- **Exercise goal**: Set the data down again, exactly as it reads, but without the pictures.

- **Provided data**:
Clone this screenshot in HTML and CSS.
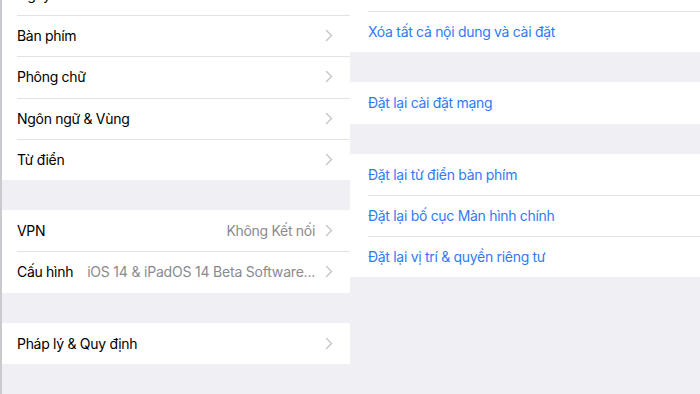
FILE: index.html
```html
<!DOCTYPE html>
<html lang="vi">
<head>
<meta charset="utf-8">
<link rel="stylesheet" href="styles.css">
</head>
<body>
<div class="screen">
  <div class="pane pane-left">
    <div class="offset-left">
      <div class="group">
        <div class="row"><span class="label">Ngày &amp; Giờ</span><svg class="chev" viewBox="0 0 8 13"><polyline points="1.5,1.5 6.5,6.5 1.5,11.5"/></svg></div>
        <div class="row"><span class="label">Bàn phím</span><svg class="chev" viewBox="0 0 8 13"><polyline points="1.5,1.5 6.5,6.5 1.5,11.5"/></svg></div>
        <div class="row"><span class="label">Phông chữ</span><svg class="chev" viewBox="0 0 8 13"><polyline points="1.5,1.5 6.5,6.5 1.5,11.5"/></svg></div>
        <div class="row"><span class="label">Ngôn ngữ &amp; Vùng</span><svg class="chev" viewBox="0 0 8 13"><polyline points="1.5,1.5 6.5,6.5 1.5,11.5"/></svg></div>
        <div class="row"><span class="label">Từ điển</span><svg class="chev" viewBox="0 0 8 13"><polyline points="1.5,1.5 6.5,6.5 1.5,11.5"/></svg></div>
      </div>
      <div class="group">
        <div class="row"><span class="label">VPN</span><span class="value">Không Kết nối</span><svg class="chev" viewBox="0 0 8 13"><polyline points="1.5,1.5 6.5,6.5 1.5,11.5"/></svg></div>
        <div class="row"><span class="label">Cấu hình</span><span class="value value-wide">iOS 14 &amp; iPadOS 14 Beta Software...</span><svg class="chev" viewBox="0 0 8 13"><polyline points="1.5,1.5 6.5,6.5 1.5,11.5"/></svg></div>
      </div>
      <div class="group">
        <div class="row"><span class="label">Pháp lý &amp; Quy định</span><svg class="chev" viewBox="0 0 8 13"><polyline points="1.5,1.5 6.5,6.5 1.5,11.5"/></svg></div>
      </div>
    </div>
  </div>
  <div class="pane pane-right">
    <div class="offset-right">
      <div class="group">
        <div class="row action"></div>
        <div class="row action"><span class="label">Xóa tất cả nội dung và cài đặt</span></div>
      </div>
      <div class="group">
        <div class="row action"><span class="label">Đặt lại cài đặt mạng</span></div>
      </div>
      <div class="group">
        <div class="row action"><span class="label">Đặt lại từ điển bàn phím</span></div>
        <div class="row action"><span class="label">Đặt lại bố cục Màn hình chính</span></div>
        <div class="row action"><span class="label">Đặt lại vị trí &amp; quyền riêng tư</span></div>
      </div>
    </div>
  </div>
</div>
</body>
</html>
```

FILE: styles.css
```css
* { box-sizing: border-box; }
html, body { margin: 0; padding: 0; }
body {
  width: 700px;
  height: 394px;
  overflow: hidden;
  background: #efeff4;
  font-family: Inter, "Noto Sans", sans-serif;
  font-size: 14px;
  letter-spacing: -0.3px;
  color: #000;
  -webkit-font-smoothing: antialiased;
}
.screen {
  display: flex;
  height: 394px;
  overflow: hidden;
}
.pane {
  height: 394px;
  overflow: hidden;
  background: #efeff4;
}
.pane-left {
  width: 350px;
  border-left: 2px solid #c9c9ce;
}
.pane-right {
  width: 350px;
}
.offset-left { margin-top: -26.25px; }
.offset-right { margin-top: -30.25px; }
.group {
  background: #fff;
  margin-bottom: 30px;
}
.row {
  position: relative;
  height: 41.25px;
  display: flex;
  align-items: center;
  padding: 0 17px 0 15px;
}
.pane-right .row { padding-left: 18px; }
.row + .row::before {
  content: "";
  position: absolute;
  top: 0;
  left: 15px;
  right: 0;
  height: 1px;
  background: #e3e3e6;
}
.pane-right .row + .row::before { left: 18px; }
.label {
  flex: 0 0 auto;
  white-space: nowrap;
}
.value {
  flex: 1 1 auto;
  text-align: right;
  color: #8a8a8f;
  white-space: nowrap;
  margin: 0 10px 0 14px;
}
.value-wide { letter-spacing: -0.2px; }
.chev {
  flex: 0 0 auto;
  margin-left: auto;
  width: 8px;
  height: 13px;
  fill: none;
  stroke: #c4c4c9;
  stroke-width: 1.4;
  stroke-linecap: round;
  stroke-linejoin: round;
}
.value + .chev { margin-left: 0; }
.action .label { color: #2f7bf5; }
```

- **Written reply**:
Clone this screenshot in HTML and CSS.
FILE: index.html
```html
<!DOCTYPE html>
<html lang="vi">
<head>
<meta charset="utf-8">
<link rel="stylesheet" href="styles.css">
</head>
<body>
<div class="screen">
  <div class="pane pane-left">
    <div class="offset-left">
      <div class="group">
        <div class="row"><span class="label">Ngày &amp; Giờ</span><svg class="chev" viewBox="0 0 8 13"><polyline points="1.5,1.5 6.5,6.5 1.5,11.5"/></svg></div>
        <div class="row"><span class="label">Bàn phím</span><svg class="chev" viewBox="0 0 8 13"><polyline points="1.5,1.5 6.5,6.5 1.5,11.5"/></svg></div>
        <div class="row"><span class="label">Phông chữ</span><svg class="chev" viewBox="0 0 8 13"><polyline points="1.5,1.5 6.5,6.5 1.5,11.5"/></svg></div>
        <div class="row"><span class="label">Ngôn ngữ &amp; Vùng</span><svg class="chev" viewBox="0 0 8 13"><polyline points="1.5,1.5 6.5,6.5 1.5,11.5"/></svg></div>
        <div class="row"><span class="label">Từ điển</span><svg class="chev" viewBox="0 0 8 13"><polyline points="1.5,1.5 6.5,6.5 1.5,11.5"/></svg></div>
      </div>
      <div class="group">
        <div class="row"><span class="label">VPN</span><span class="value">Không Kết nối</span><svg class="chev" viewBox="0 0 8 13"><polyline points="1.5,1.5 6.5,6.5 1.5,11.5"/></svg></div>
        <div class="row"><span class="label">Cấu hình</span><span class="value value-wide">iOS 14 &amp; iPadOS 14 Beta Software...</span><svg class="chev" viewBox="0 0 8 13"><polyline points="1.5,1.5 6.5,6.5 1.5,11.5"/></svg></div>
      </div>
      <div class="group">
        <div class="row"><span class="label">Pháp lý &amp; Quy định</span><svg class="chev" viewBox="0 0 8 13"><polyline points="1.5,1.5 6.5,6.5 1.5,11.5"/></svg></div>
      </div>
    </div>
  </div>
  <div class="pane pane-right">
    <div class="offset-right">
      <div class="group">
        <div class="row action"></div>
        <div class="row action"><span class="label">Xóa tất cả nội dung và cài đặt</span></div>
      </div>
      <div class="group">
        <div class="row action"><span class="label">Đặt lại cài đặt mạng</span></div>
      </div>
      <div class="group">
        <div class="row action"><span class="label">Đặt lại từ điển bàn phím</span></div>
        <div class="row action"><span class="label">Đặt lại bố cục Màn hình chính</span></div>
        <div class="row action"><span class="label">Đặt lại vị trí &amp; quyền riêng tư</span></div>
      </div>
    </div>
  </div>
</div>
</body>
</html>
```

FILE: styles.css
```css
* { box-sizing: border-box; }
html, body { margin: 0; padding: 0; }
body {
  width: 700px;
  height: 394px;
  overflow: hidden;
  background: #efeff4;
  font-family: Inter, "Noto Sans", sans-serif;
  font-size: 14px;
  letter-spacing: -0.3px;
  color: #000;
  -webkit-font-smoothing: antialiased;
}
.screen {
  display: flex;
  height: 394px;
  overflow: hidden;
}
.pane {
  height: 394px;
  overflow: hidden;
  background: #efeff4;
}
.pane-left {
  width: 350px;
  border-left: 2px solid #c9c9ce;
}
.pane-right {
  width: 350px;
}
.offset-left { margin-top: -26.25px; }
.offset-right { margin-top: -30.25px; }
.group {
  background: #fff;
  margin-bottom: 30px;
}
.row {
  position: relative;
  height: 41.25px;
  display: flex;
  align-items: center;
  padding: 0 17px 0 15px;
}
.pane-right .row { padding-left: 18px; }
.row + .row::before {
  content: "";
  position: absolute;
  top: 0;
  left: 15px;
  right: 0;
  height: 1px;
  background: #e3e3e6;
}
.pane-right .row + .row::before { left: 18px; }
.label {
  flex: 0 0 auto;
  white-space: nowrap;
}
.value {
  flex: 1 1 auto;
  text-align: right;
  color: #8a8a8f;
  white-space: nowrap;
  margin: 0 10px 0 14px;
}
.value-wide { letter-spacing: -0.2px; }
.chev {
  flex: 0 0 auto;
  margin-left: auto;
  width: 8px;
  height: 13px;
  fill: none;
  stroke: #c4c4c9;
  stroke-width: 1.4;
  stroke-linecap: round;
  stroke-linejoin: round;
}
.value + .chev { margin-left: 0; }
.action .label { color: #2f7bf5; }
```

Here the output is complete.